Starsailor

Commodore Ballroom, Vancouver BC - February 3, 2004

BY Martin TurennePublished Mar 1, 2004

Over the last year, a group of Vancouver-based 20-somethings have inaugurated the Bad Teenage Poetry collective, holding readings around town at which they mirthfully unveil their tortured teenage scribblings. Fatuous though the idea may be, it strikes a chord with that cadre of overly ironic, "children of David Letterman" hipsters. Said individuals were nowhere to be seen when England's Starsailor took the Commodore stage; hearing bad poems delivered by spoken-word artists is fine, they might opine, but hearing them sung is another thing altogether. Now in his early 20s, Starsailor front-man James Walsh is still working his way out of his own bad teenage poetry phase, still hammering listeners over the head with maudlin sentiments and crudely rendered explications of the human condition. But where such unsubtle poetics are unforgivable coming from the likes of, say, Richard Ashcroft, Walsh should be allowed a few years before he's written off completely. The Manchester native may not be a critic's favourite, but he endeared himself to a mid-sized weekday crowd with rote stage banter and his emotive phrasing.

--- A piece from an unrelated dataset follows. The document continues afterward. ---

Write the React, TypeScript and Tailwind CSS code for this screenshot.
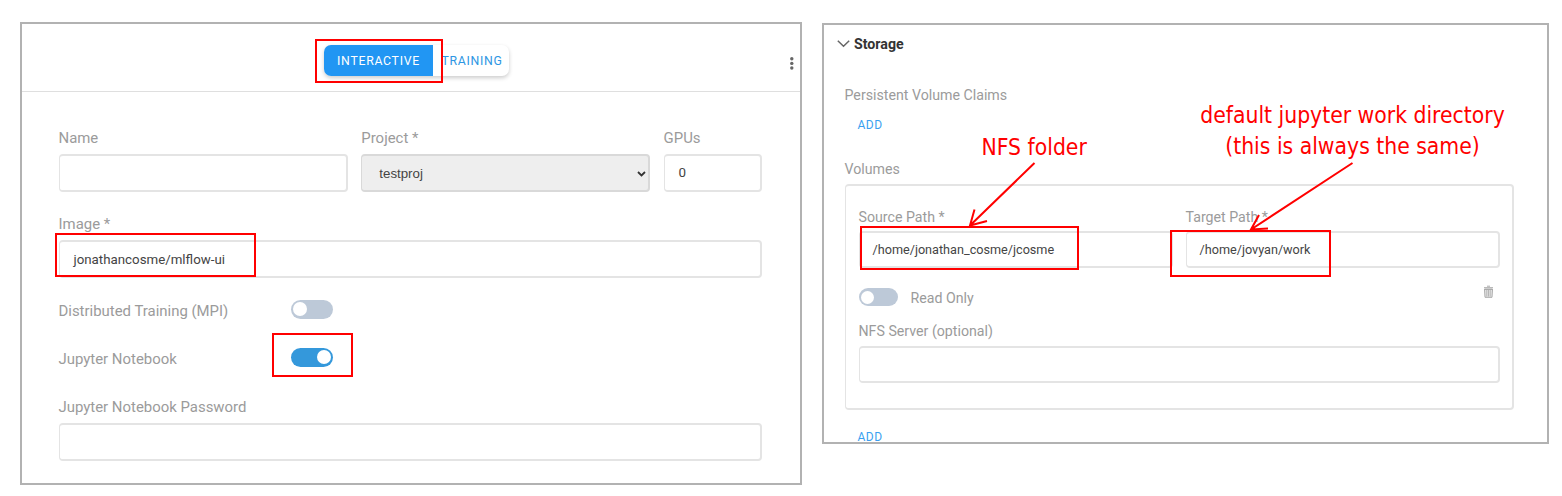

Standouts included "Music Was Saved" and "Four To the Floor," a pair of up-tempo stompers from the quartet's latest outing, Silence Is Easy. That album's title track also went down a storm, anchored by the notoriously soft-spoken singer's defiant refrain. Less successful was Walsh's mid-set acoustic suite, during which he covered tunes by Neil Young. Where Walsh can belt out ballads with the best of them, he butchered Young's "Harvest Moon" and "The Needle and the Damage Done," songs that beg not to be crooned but whispered. All was forgiven, however, when the Mancunians bounded back on stage for the encore, which they closed out with the anthemic "Good Souls," providing a celebratory finale to an only moderately successful evening.